In the book of Revelation we are told that the Saints under the Altar are given white robes, (6:11) and later we are told that the robes are the righteous acts of the saints (19:8).  On the one hand, when we are baptized and we thus put on Christ (Gal. 3: 27).  On the other hand, we put on Christ by making no provision for the flesh, but rather ‘walking uprightly as in the day, not in revelry and drunkenness, not in lewdness and lust, not in strife and envy” (Rom. 13: 13, 14).  The wedding garment that we are freely given at our baptism is at the same time the very garment we put on by acquiring the Holy Spirit, by living a righteous life in Christ day by day.

Like many aspects of our Christian faith, this is paradoxical.  We are given freely what we seem to gain by labour.  How can this be?  How can we acquire through effort what is freely given?  How can the Virgin conceive?  How can Three be One?  How can God be Man?  And yet this is the experience of the Christian faith, full of irony and paradox, full of apparent contradiction.

And this brings me back to the parable of the wedding banquet and both the terror and the comfort that the parable evokes.  In the book of Romans, St. Paul goes on for many chapters about how God has remained faithful to the Jewish people even though they have by in large rejected their own salvation by rejecting their Messiah.  However, at the end of this long argument, St. Paul uses the image of a grafted olive tree to say that we Gentile Christians must remain humble.

And if some of the branches were broken off, and you, being a wild olive tree, were grafted in among them, and with them became a partaker of the root and fatness of the olive tree, do not boast against the branches. But if you do boast, remember that you do not support the root, but the root supports you.  You will say then, “Branches were broken off that I might be grafted in.”  Well said. Because of unbelief they were broken off, and you stand by faith. Do not be haughty, but fear.  For if God did not spare the natural branches, He may not spare you either.  Therefore consider the goodness and severity of God: on those who fell, severity; but toward you, goodness, if you continue in His goodness. Otherwise you also will be cut off.  And they also, if they do not continue in unbelief, will be grafted in, for God is able to graft them in again.  For if you were cut out of the olive tree which is wild by nature, and were grafted contrary to nature into a cultivated olive tree, how much more will these, who are natural branches, be grafted into their own olive tree? (Rom. 11:19-24)

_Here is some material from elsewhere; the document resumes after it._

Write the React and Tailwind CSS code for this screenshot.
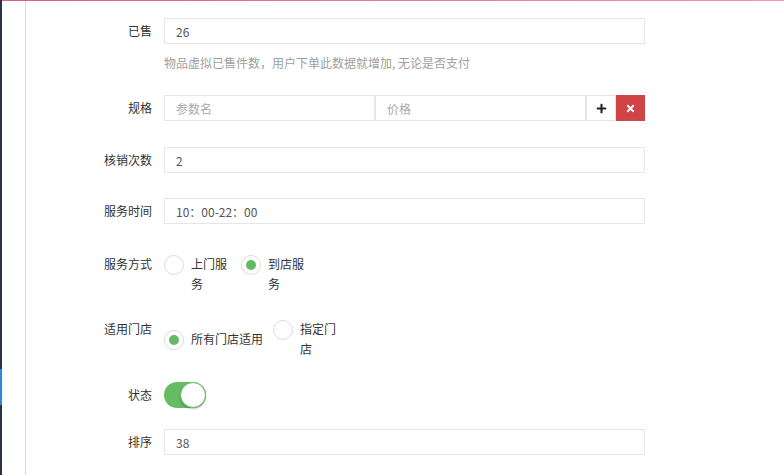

Notice that the only criterion to be grafted (or regrafted) into the olive tree is belief (or not continuing in unbelief).  However the necessary criterion to remain grafted in the olive tree is to continue in His goodness.

It seems to me that the lesson of the grafted olive branches also applies to the parable of the wedding banquet.  That is, I don’t think we can dismiss this parable as having only to do with the Jews and the Gentiles in the ancient past. I think we can apply this parable to our life now.  We Orthodox Christians might consider ourselves the ones who are now invited to the wedding banquet.  We are the ones with the Ecumenical Councils, the Martyrs and the Holy Fathers, we are the ones who are now supposed to be preparing ourselves for the heavenly Wedding Supper by putting on the garment of Christ, awaiting our summons to heaven.

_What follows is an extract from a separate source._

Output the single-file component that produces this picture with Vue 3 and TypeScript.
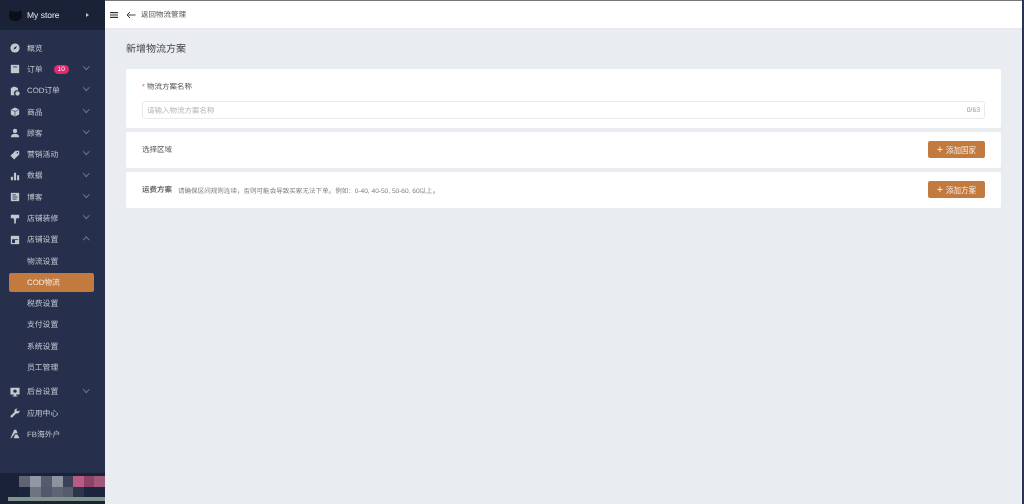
<script setup lang="ts">
type MenuItem = {
  label: string;
  icon?: string;
  arrow?: "down" | "up";
  badge?: string;
  active?: boolean;
  gap?: boolean;
};

const menu: MenuItem[] = [
  { label: "概览", icon: "overview" },
  { label: "订单", icon: "order", arrow: "down", badge: "10" },
  { label: "COD订单", icon: "cod", arrow: "down" },
  { label: "商品", icon: "box", arrow: "down" },
  { label: "顾客", icon: "user", arrow: "down" },
  { label: "营销活动", icon: "tag", arrow: "down" },
  { label: "数据", icon: "chart", arrow: "down" },
  { label: "博客", icon: "blog", arrow: "down" },
  { label: "店铺装修", icon: "brush", arrow: "down" },
  { label: "店铺设置", icon: "store", arrow: "up" },
  { label: "物流设置" },
  { label: "COD物流", active: true },
  { label: "税费设置" },
  { label: "支付设置" },
  { label: "系统设置" },
  { label: "员工管理" },
  { label: "后台设置", icon: "monitor", arrow: "down", gap: true },
  { label: "应用中心", icon: "wrench" },
  { label: "FB海外户", icon: "fb" },
];

// the blurred-out account block at the foot of the sidebar
const mosaic = [
  "#1a2238", "#5e6474", "#9396a3", "#565c6e", "#8f93a0", "#3b4157", "#b85c86", "#8f4268", "#a0597c",
  "#1a2238", "#1c2540", "#6f7280", "#52586b", "#5f6475", "#575c6c", "#2e3449", "#1c2540", "#1c2540",
];
</script>

<template>
  <div class="page">
    <aside class="side">
      <div class="store">
        <svg class="cat" viewBox="0 0 14 12"><path d="M1 0l3 2h6l3-2 1 6c0 4-3 6-7 6S0 10 0 6z" fill="#0c0f1a" /></svg>
        <span class="store-name">My store</span>
        <span class="store-arrow"></span>
      </div>
      <nav class="menu">
        <div
          v-for="item in menu"
          :key="item.label"
          class="row"
          :class="{ active: item.active, gap: item.gap, sub: !item.icon }"
        >
          <svg v-if="item.icon" class="icon" viewBox="0 0 12 12" fill="#c3c7d0">
            <template v-if="item.icon === 'overview'">
              <circle cx="6" cy="6" r="5.5" />
              <path d="M8.5 3.5L6.8 7 4 8l1.4-3z" fill="#26314e" />
            </template>
            <template v-else-if="item.icon === 'order'">
              <path d="M1 1h10v10H1z" />
              <path d="M3.5 3h5v1h-5z" fill="#26314e" />
            </template>
            <template v-else-if="item.icon === 'cod'">
              <path d="M5 .5l4.5 2v3a3.5 3.5 0 0 0-4 5.5H1V2.5z" />
              <circle cx="9" cy="9" r="2.6" />
            </template>
            <template v-else-if="item.icon === 'box'">
              <path d="M6 .5l5 2.5v6l-5 2.5L1 9V3z" />
              <path d="M1 3l5 2.5L11 3M6 5.5v6" fill="none" stroke="#26314e" stroke-width=".7" />
            </template>
            <template v-else-if="item.icon === 'user'">
              <circle cx="6" cy="3.5" r="2.6" />
              <path d="M1 11c0-3 2.5-4 5-4s5 1 5 4z" />
            </template>
            <template v-else-if="item.icon === 'tag'">
              <path d="M.5 7l6-6H11v4.5l-6 6z" />
              <circle cx="8.8" cy="3.2" r=".9" fill="#26314e" />
            </template>
            <template v-else-if="item.icon === 'chart'">
              <path d="M1 7h2.5v4H1zM4.7 2h2.6v9H4.7zM8.5 5H11v6H8.5z" />
            </template>
            <template v-else-if="item.icon === 'blog'">
              <path d="M1 1h10v10H1z" />
              <path d="M3 3.5h4M3 6h6M3 8.5h5" stroke="#26314e" />
            </template>
            <template v-else-if="item.icon === 'brush'">
              <path d="M1 1h10v4H1zM4.5 5h3v2H7v4.5H5V7h-.5z" />
            </template>
            <template v-else-if="item.icon === 'store'">
              <path d="M1 1h10v10H1z" />
              <path d="M2.5 5h7v1h-7zM2.5 6H6v3.5H2.5z" fill="#26314e" />
            </template>
            <template v-else-if="item.icon === 'monitor'">
              <path d="M.5 1h11v8h-4v1.5H9v1H3v-1h1.5V9h-4z" />
              <circle cx="6" cy="5" r="2" fill="#26314e" />
            </template>
            <template v-else-if="item.icon === 'wrench'">
              <path d="M11.5 3a3.2 3.2 0 0 1-4.2 3.5L3 11a1.4 1.4 0 0 1-2-2l4.500-4.300A3.2 3.2 0 0 1 9 .5L7.5 2.5 9 4z" />
            </template>
            <template v-else>
              <path d="M5 1h2.5L9 5H6l-4.500 6h-1z" />
              <path d="M6 6.5h3l2.5 4.5h-7z" />
            </template>
          </svg>
          <span class="label">{{ item.label }}</span>
          <span v-if="item.badge" class="badge">{{ item.badge }}</span>
          <span v-if="item.arrow" class="arrow" :class="item.arrow"></span>
        </div>
      </nav>
      <div class="mosaic">
        <i v-for="(c, i) in mosaic" :key="i" :style="{ background: c }"></i>
        <div class="mosaic-line"></div>
      </div>
    </aside>

    <main class="main">
      <header class="top">
        <svg class="burger" viewBox="0 0 8 6"><path d="M0 .7h8M0 3h8M0 5.3h8" stroke="#333" stroke-width="1.2" /></svg>
        <svg class="back" viewBox="0 0 10 8"><path d="M9.5 4H1M4 1L1 4l3 3" fill="none" stroke="#444" stroke-width="1" /></svg>
        <span class="back-text">返回物流管理</span>
      </header>
      <section class="content">
        <h1>新增物流方案</h1>
        <div class="card name-card">
          <div class="field-label"><span class="star">*</span> 物流方案名称</div>
          <div class="input">
            <span class="placeholder">请输入物流方案名称</span>
            <span class="count">0/63</span>
          </div>
        </div>
        <div class="card action">
          <span class="card-title">选择区域</span>
          <button class="add"><span class="plus">+</span>添加国家</button>
        </div>
        <div class="card action">
          <span class="card-title strong">运费方案</span>
          <span class="hint">请确保区间规则连续，否则可能会导致买家无法下单。例如：0-40, 40-50, 50-60, 60以上。</span>
          <button class="add"><span class="plus">+</span>添加方案</button>
        </div>
      </section>
    </main>
  </div>
</template>

<style>
html,
body {
  margin: 0;
  overflow: hidden;
  background: #e9ecf1;
}
</style>

<style scoped>
.page {
  display: flex;
  width: 1024px;
  height: 504px;
  box-sizing: border-box;
  border-right: 2px solid #2a3350;
  overflow: hidden;
  font-family: "Liberation Sans", "Noto Sans CJK SC", sans-serif;
  text-rendering: geometricPrecision;
  background: #e9ecf1;
  filter: blur(0.45px);
}

.side {
  position: relative;
  flex: 0 0 105px;
  display: flex;
  flex-direction: column;
  background: #26304c;
}

.store {
  display: flex;
  align-items: center;
  height: 30px;
  padding-left: 9px;
  background: #1a2238;
  color: #e6e8ec;
}

.cat {
  width: 13px;
  height: 11px;
  margin-right: 5px;
}

.store-name {
  font-size: 8.5px;
}

.store-arrow {
  margin-left: 26px;
  border-left: 3px solid #c3c7d0;
  border-top: 2.5px solid transparent;
  border-bottom: 2.5px solid transparent;
}

.menu {
  padding-top: 7.5px;
}

.row {
  display: flex;
  align-items: center;
  height: 21.3px;
  padding-left: 10px;
  font-size: 7.8px;
  color: #c3c7d0;
  box-sizing: border-box;
}

.row.gap {
  margin-top: 3px;
}

.row.sub {
  padding-left: 27px;
}

.row.active {
  width: 85px;
  height: 19.5px;
  margin: 0.9px 0;
  margin-left: 9px;
  padding-left: 18px;
  background: #c27a3e;
  border-radius: 2px;
  color: #f4ede6;
}

.icon {
  width: 10px;
  height: 10px;
  margin-right: 7px;
  flex: none;
}

.label {
  white-space: nowrap;
}

.badge {
  margin-left: 11px;
  padding: 0 4px;
  height: 9px;
  line-height: 9px;
  border-radius: 5px;
  background: #e5286f;
  color: #fff;
  font-size: 6.5px;
}

.arrow {
  position: absolute;
  left: 84px;
  width: 3.5px;
  height: 3.5px;
  border-right: 1px solid #737b8f;
  border-bottom: 1px solid #737b8f;
}

.arrow.down {
  transform: translateY(-3px) rotate(45deg);
}

.arrow.up {
  transform: translateY(0) rotate(-135deg);
}

.mosaic {
  position: absolute;
  left: 0;
  right: 0;
  bottom: 0;
  height: 31px;
  display: grid;
  grid-template-columns: 19px 11px 11px 11px 11px 10px 11px 10px 11px;
  grid-auto-rows: 10.5px;
  padding-top: 3px;
  box-sizing: border-box;
  align-content: start;
  background: #1a2238;
}

.mosaic-line {
  position: absolute;
  left: 8px;
  right: 0;
  bottom: 3px;
  height: 4px;
  background: #7f958b;
}

.main {
  flex: 1;
  display: flex;
  flex-direction: column;
  min-width: 0;
}

.top {
  display: flex;
  align-items: center;
  height: 29px;
  box-sizing: border-box;
  padding-left: 5px;
  background: #fff;
  border-top: 1px solid #777;
  border-bottom: 1px solid #e4e7ec;
}

.burger {
  width: 8px;
  height: 6px;
  margin-right: 8px;
}

.back {
  width: 10px;
  height: 8px;
  margin-right: 5px;
}

.back-text {
  font-size: 7.5px;
  color: #555;
}

.content {
  flex: 1;
  padding: 14px 21px 0 21px;
}

h1 {
  margin: 0 0 12px;
  font-size: 10px;
  line-height: 14px;
  font-weight: 400;
  color: #444;
}

.card {
  background: #fff;
  border-radius: 2px;
  margin-bottom: 3.5px;
  padding: 0 16px;
}

.name-card {
  height: 59px;
  padding-top: 13px;
  box-sizing: border-box;
}

.field-label {
  font-size: 7.5px;
  line-height: 10px;
  color: #555;
  margin-bottom: 9px;
}

.star {
  color: #e8604c;
}

.input {
  display: flex;
  justify-content: space-between;
  align-items: center;
  height: 18px;
  box-sizing: border-box;
  padding: 0 4px;
  border: 1px solid #e8eaee;
  border-radius: 3px;
  font-size: 7.5px;
}

.placeholder {
  color: #b4b7bf;
}

.count {
  color: #999ca4;
  font-size: 6.8px;
}

.action {
  display: flex;
  align-items: center;
  height: 36px;
  margin-bottom: 4px;
}

.card-title {
  font-size: 7.5px;
  color: #555;
}

.card-title.strong {
  color: #666;
  font-weight: 700;
}

.hint {
  margin-left: 6px;
  font-size: 6.55px;
  color: #808080;
}

.add {
  margin-left: auto;
  width: 57px;
  height: 17px;
  padding: 0;
  border: 0;
  border-radius: 2px;
  background: #c27a3e;
  color: #f4ede6;
  font-family: inherit;
  font-size: 7.5px;
  display: flex;
  align-items: center;
  justify-content: center;
}

.plus {
  font-size: 10px;
  line-height: 10px;
  margin-right: 3px;
}
</style>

And those who are outside the Orthodox Church, even those outside any kind of Christian faith whatsoever, what about these?  Could these be the poor, the blind and the lame of today?  As the Gentiles were outside the ancient covenant with Abraham, yet were invited, even compelled into the Kingdom of the Messiah because of the unbelief of many of the Jews,  will we Christians be spared if we do not ourselves put on Christ?  Is it possible that those not so nearly blessed as we are, those blind to the Creed, poor without the Divine Liturgy, and lame in regard to faith, will not these, perhaps, be the ones compelled into the Kingdom of Heaven while those of us with every blessing, yet distracted by every worldly concern, are left outside?  St. Paul tells us to consider both the goodness and the severity of God.

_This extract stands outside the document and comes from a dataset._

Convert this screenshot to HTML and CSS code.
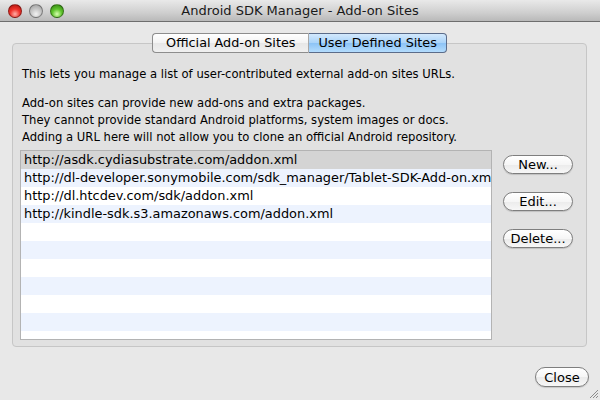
FILE: index.html
```html
<!DOCTYPE html>
<html lang="en">

<head>
    <meta charset="UTF-8">
    <title>Android SDK Manager - Add-on Sites</title>
    <link rel="stylesheet" href="styles.css">
</head>

<body>
    <div class="window">
        <div class="titlebar">
            <div class="lights">
                <span class="light red"></span>
                <span class="light gray"></span>
                <span class="light green"></span>
            </div>
            <div class="title">Android SDK Manager - Add-on Sites</div>
        </div>

        <div class="content">
            <div class="tabs">
                <span class="tab">Official Add-on Sites</span>
                <span class="tab active">User Defined Sites</span>
            </div>
            <div class="panel">
                <p class="info">This lets you manage a list of user-contributed external add-on sites URLs.</p>
                <p class="info">Add-on sites can provide new add-ons and extra packages.<br>
                    They cannot provide standard Android platforms, system images or docs.<br>
                    Adding a URL here will not allow you to clone an official Android repository.</p>

                <div class="sites">
                    <div class="list">
                        <div class="row selected">http://asdk.cydiasubstrate.com/addon.xml</div>
                        <div class="row">http://dl-developer.sonymobile.com/sdk_manager/Tablet-SDK-Add-on.xml</div>
                        <div class="row">http://dl.htcdev.com/sdk/addon.xml</div>
                        <div class="row">http://kindle-sdk.s3.amazonaws.com/addon.xml</div>
                    </div>
                    <div class="buttons">
                        <button class="btn">New...</button>
                        <button class="btn">Edit...</button>
                        <button class="btn">Delete...</button>
                    </div>
                </div>
            </div>
            <div class="footer">
                <button class="btn close">Close</button>
            </div>
        </div>

        <svg class="grip" width="10" height="10" viewBox="0 0 10 10">
            <path d="M9 1 L1 9 M9 4 L4 9 M9 7 L7 9" stroke="#8c8c8c" stroke-width="1" />
        </svg>
    </div>
</body>

</html>
```

FILE: styles.css
```css
* {
    margin: 0;
    padding: 0;
    box-sizing: border-box;
}

body {
    width: 600px;
    height: 400px;
    overflow: hidden;
    background-color: #e8e8e8;
    font-family: "DejaVu Sans", "Noto Sans", sans-serif;
    color: #000;
}

.window {
    position: relative;
    height: 400px;
}

.titlebar {
    position: relative;
    height: 22px;
    background: linear-gradient(#e9e9e9, #cfcfcf 60%, #b9b9b9);
    border-bottom: 1px solid #6e6e6e;
    display: flex;
    align-items: center;
    justify-content: center;
}

.lights {
    position: absolute;
    left: 8px;
    top: 4px;
    display: flex;
    gap: 7px;
}

.light {
    width: 14px;
    height: 14px;
    border-radius: 50%;
    border: 1px solid rgba(0, 0, 0, 0.35);
}

.light.red {
    background: radial-gradient(circle at 50% 75%, #ffb0a8 0, #f0332b 45%, #a8100a 100%);
}

.light.gray {
    background: radial-gradient(circle at 50% 75%, #f2f2f2 0, #c4c4c4 50%, #9a9a9a 100%);
}

.light.green {
    background: radial-gradient(circle at 50% 75%, #d8ffb0 0, #5fc42d 45%, #2d7d0c 100%);
}

.title {
    font-size: 13px;
    color: #1a1a1a;
}

.content {
    padding: 11px 13px 0 12px;
}

.tabs {
    position: relative;
    z-index: 1;
    display: flex;
    justify-content: center;
    margin-bottom: -10px;
}

.tab {
    height: 20px;
    line-height: 18px;
    font-size: 12.8px;
    padding: 0 13px;
    border: 1px solid #8d8d8d;
    background: linear-gradient(#ffffff, #f3f3f3 50%, #e7e7e7 51%, #f0f0f0);
}

.tab:first-child {
    border-radius: 4px 0 0 4px;
    border-right-color: #a8a8a8;
}

.tab.active {
    padding: 0 9px;
    border-radius: 0 4px 4px 0;
    border-color: #5b6c8a;
    border-left: none;
    background: linear-gradient(#d3e9fd, #a9d3f9 50%, #8cc3f6 51%, #b3dcfd);
}

.panel {
    height: 304px;
    background-color: #e1e1e1;
    border: 1px solid #c6c6c6;
    border-radius: 4px;
    padding: 22px 6px 6px 7px;
}

.info {
    font-size: 11.6px;
    line-height: 17px;
    padding-left: 2px;
    margin-bottom: 12px;
}

.info + .info {
    margin-bottom: 4px;
}

.sites {
    display: flex;
}

.list {
    width: 472px;
    height: 190px;
    border: 1px solid #b3b3b3;
    background: repeating-linear-gradient(#ffffff 0, #ffffff 18px, #edf3fe 18px, #edf3fe 36px);
    overflow: hidden;
}

.row {
    height: 18px;
    line-height: 18px;
    font-size: 12.9px;
    padding-left: 3px;
    white-space: nowrap;
}

.row:nth-child(even) {
    background-color: #edf3fe;
}

.row.selected {
    background-color: #d4d4d4;
}

.buttons {
    display: flex;
    flex-direction: column;
    gap: 18px;
    margin: 5px 0 0 11px;
}

.btn {
    width: 70px;
    height: 19px;
    font-family: "DejaVu Sans", "Noto Sans", sans-serif;
    font-size: 13px;
    color: #000;
    border: 1px solid #7e7e7e;
    border-radius: 10px;
    background: linear-gradient(#ffffff, #f6f6f6 50%, #ebebeb 51%, #f7f7f7);
    box-shadow: 0 1px 1px rgba(0, 0, 0, 0.15);
}

.footer {
    display: flex;
    justify-content: flex-end;
    padding-top: 20px;
    margin-right: -2px;
}

.btn.close {
    width: 54px;
    height: 20px;
}

.grip {
    position: absolute;
    right: 1px;
    bottom: 1px;
}
```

And yet how is it that we put on Christ?  How do we let our mind be renewed and thus be transformed according to “the good and acceptable and perfect will of God” (Rom. 12:2)?  St. Paul tells us the answer immediately: “For I say, through the grace given to me, to everyone among you, not to think of himself more highly than he ought to think, but to think soberly, as God has dealt to each one a measure of faith” (12: 3).  Then he goes on for the next four chapters to give practical examples of what not thinking highly of oneself, but rather thinking soberly, looks like.

One of the realities of our finite experience in this world is that there is no real objectivity.  We cannot take a step back from ourselves and see the whole picture of our lives.  We are right in the middle of it and can only see one bit at a time.  And so in one moment we see how dreadfully short we fall of our desire and goal to put on Christ by acquiring Christ’s virtues.  And then a moment later we see so clearly the God’s free gift of Grace given to us at baptism and continually renewed through repentance.  And then a moment later, all we see is our failings, our inability to endure for the smallest moment in patience, kindness or love.  And while the tears of sorrow are still wet in our eyes, we see the great compassion and kindness of God who saves sinners and those who come to Him with broken and contrite hearts.  Tears of sorrow mix with tears of joy.  This is the normal Christian life.

And as I vacillate like a yoyo between the awareness of my many sins and God’s great goodness toward sinners, I have not much room for pride and boasting against those who do not seem to know God as I do, who do not yet seem to be grafted into the olive tree.  For when I consider both the goodness and the severity of God, I am both comforted and terrified.